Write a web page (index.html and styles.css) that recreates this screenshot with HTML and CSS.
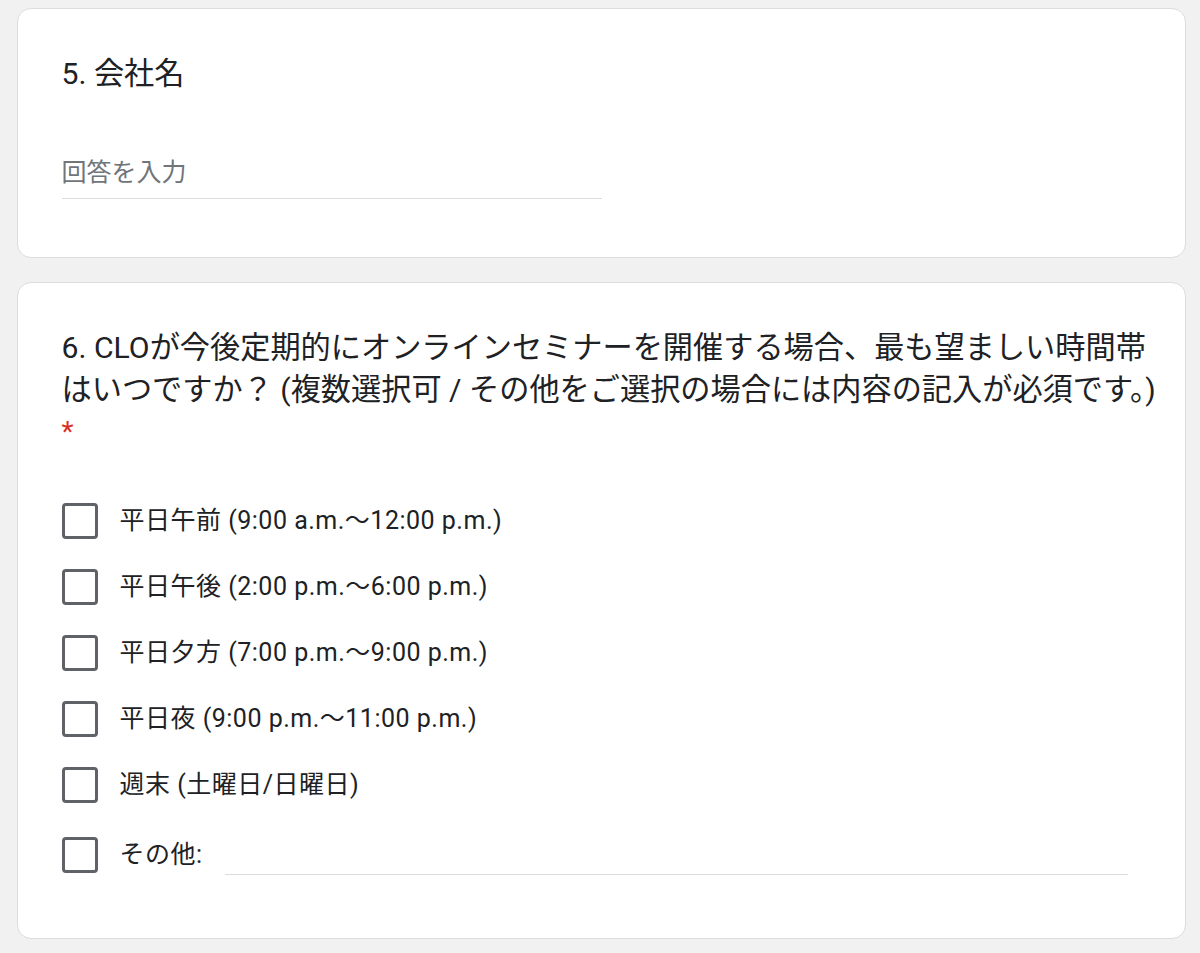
FILE: index.html
```html
<!DOCTYPE html>
<html lang="ja">
<head>
<meta charset="utf-8">
<title>Form</title>
<link rel="stylesheet" href="styles.css">
</head>
<body>
<main class="form">
  <section class="card card-short">
    <h2 class="q-title">5. 会社名</h2>
    <input class="text-input" type="text" placeholder="回答を入力">
  </section>
  <section class="card card-choices">
    <h2 class="q-title q-long">6. CLOが今後定期的にオンラインセミナーを開催する場合、最も望ましい時間帯<br>はいつですか？ (複数選択可 / その他をご選択の場合には内容の記入が必須です。)<span class="req">*</span></h2>
    <ul class="options">
      <li class="option"><span class="box"></span><span class="label">平日午前 (9:00 a.m.〜12:00 p.m.)</span></li>
      <li class="option"><span class="box"></span><span class="label">平日午後 (2:00 p.m.〜6:00 p.m.)</span></li>
      <li class="option"><span class="box"></span><span class="label">平日夕方 (7:00 p.m.〜9:00 p.m.)</span></li>
      <li class="option"><span class="box"></span><span class="label">平日夜 (9:00 p.m.〜11:00 p.m.)</span></li>
      <li class="option"><span class="box"></span><span class="label">週末 (土曜日/日曜日)</span></li>
      <li class="option option-other"><span class="box"></span><span class="label">その他:</span><span class="other-line"></span></li>
    </ul>
  </section>
</main>
</body>
</html>
```

FILE: styles.css
```css
* { box-sizing: border-box; }

html, body {
  margin: 0;
  padding: 0;
  background: #f1f1f1;
}

body {
  font-family: Roboto, "Noto Sans CJK JP", sans-serif;
  color: #202124;
}

.form {
  display: flex;
  flex-direction: column;
  gap: 24px;
  padding: 8px 14px 14px 17px;
}

.card {
  background: #fff;
  border: 1.5px solid #dadce0;
  border-radius: 14px;
  padding: 43.5px 8px 0 43.5px;
}

.card-short {
  height: 250px;
}

.card-choices {
  height: 657px;
}

.q-title {
  margin: 0;
  font-size: 30.2px;
  line-height: 42px;
  font-weight: 400;
  color: #202124;
}

.q-long {
  white-space: nowrap;
}

.req {
  display: block;
  color: #d93025;
  font-size: 28px;
  line-height: 42px;
}

.text-input {
  display: block;
  margin-top: 60px;
  width: 540px;
  border: 0;
  border-bottom: 1.5px solid #dadce0;
  padding: 0 0 7px 0;
  font-family: Roboto, "Noto Sans CJK JP", sans-serif;
  font-size: 25px;
  line-height: 35px;
  height: 44px;
  color: #202124;
  background: transparent;
  outline: none;
}

.text-input::placeholder {
  color: #70757a;
}

.options {
  list-style: none;
  margin: 35px 0 0 0;
  padding: 0;
}

.option {
  display: flex;
  align-items: center;
  height: 66px;
}

.option-other {
  margin-top: 4px;
}

.box {
  flex: none;
  width: 36px;
  height: 36px;
  border: 3.5px solid #5f6368;
  border-radius: 4px;
}

.label {
  margin-left: 22px;
  font-size: 25px;
  line-height: 35px;
  letter-spacing: 0.5px;
  color: #202124;
  white-space: nowrap;
}

.other-line {
  flex: 1;
  align-self: flex-end;
  margin: 0 49px 13px 22px;
  border-bottom: 1.5px solid #dadce0;
  height: 1px;
}
```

+ + + + +

--- EXERCISE OBJECTIVE ---
Transcribe the preceding listing in its entirety and with exact wording, leaving out pictures.

--- SOLUTION TO THIS TASK ---
Write a web page (index.html and styles.css) that recreates this screenshot with HTML and CSS.
FILE: index.html
```html
<!DOCTYPE html>
<html lang="ja">
<head>
<meta charset="utf-8">
<title>Form</title>
<link rel="stylesheet" href="styles.css">
</head>
<body>
<main class="form">
  <section class="card card-short">
    <h2 class="q-title">5. 会社名</h2>
    <input class="text-input" type="text" placeholder="回答を入力">
  </section>
  <section class="card card-choices">
    <h2 class="q-title q-long">6. CLOが今後定期的にオンラインセミナーを開催する場合、最も望ましい時間帯<br>はいつですか？ (複数選択可 / その他をご選択の場合には内容の記入が必須です。)<span class="req">*</span></h2>
    <ul class="options">
      <li class="option"><span class="box"></span><span class="label">平日午前 (9:00 a.m.〜12:00 p.m.)</span></li>
      <li class="option"><span class="box"></span><span class="label">平日午後 (2:00 p.m.〜6:00 p.m.)</span></li>
      <li class="option"><span class="box"></span><span class="label">平日夕方 (7:00 p.m.〜9:00 p.m.)</span></li>
      <li class="option"><span class="box"></span><span class="label">平日夜 (9:00 p.m.〜11:00 p.m.)</span></li>
      <li class="option"><span class="box"></span><span class="label">週末 (土曜日/日曜日)</span></li>
      <li class="option option-other"><span class="box"></span><span class="label">その他:</span><span class="other-line"></span></li>
    </ul>
  </section>
</main>
</body>
</html>
```

FILE: styles.css
```css
* { box-sizing: border-box; }

html, body {
  margin: 0;
  padding: 0;
  background: #f1f1f1;
}

body {
  font-family: Roboto, "Noto Sans CJK JP", sans-serif;
  color: #202124;
}

.form {
  display: flex;
  flex-direction: column;
  gap: 24px;
  padding: 8px 14px 14px 17px;
}

.card {
  background: #fff;
  border: 1.5px solid #dadce0;
  border-radius: 14px;
  padding: 43.5px 8px 0 43.5px;
}

.card-short {
  height: 250px;
}

.card-choices {
  height: 657px;
}

.q-title {
  margin: 0;
  font-size: 30.2px;
  line-height: 42px;
  font-weight: 400;
  color: #202124;
}

.q-long {
  white-space: nowrap;
}

.req {
  display: block;
  color: #d93025;
  font-size: 28px;
  line-height: 42px;
}

.text-input {
  display: block;
  margin-top: 60px;
  width: 540px;
  border: 0;
  border-bottom: 1.5px solid #dadce0;
  padding: 0 0 7px 0;
  font-family: Roboto, "Noto Sans CJK JP", sans-serif;
  font-size: 25px;
  line-height: 35px;
  height: 44px;
  color: #202124;
  background: transparent;
  outline: none;
}

.text-input::placeholder {
  color: #70757a;
}

.options {
  list-style: none;
  margin: 35px 0 0 0;
  padding: 0;
}

.option {
  display: flex;
  align-items: center;
  height: 66px;
}

.option-other {
  margin-top: 4px;
}

.box {
  flex: none;
  width: 36px;
  height: 36px;
  border: 3.5px solid #5f6368;
  border-radius: 4px;
}

.label {
  margin-left: 22px;
  font-size: 25px;
  line-height: 35px;
  letter-spacing: 0.5px;
  color: #202124;
  white-space: nowrap;
}

.other-line {
  flex: 1;
  align-self: flex-end;
  margin: 0 49px 13px 22px;
  border-bottom: 1.5px solid #dadce0;
  height: 1px;
}
```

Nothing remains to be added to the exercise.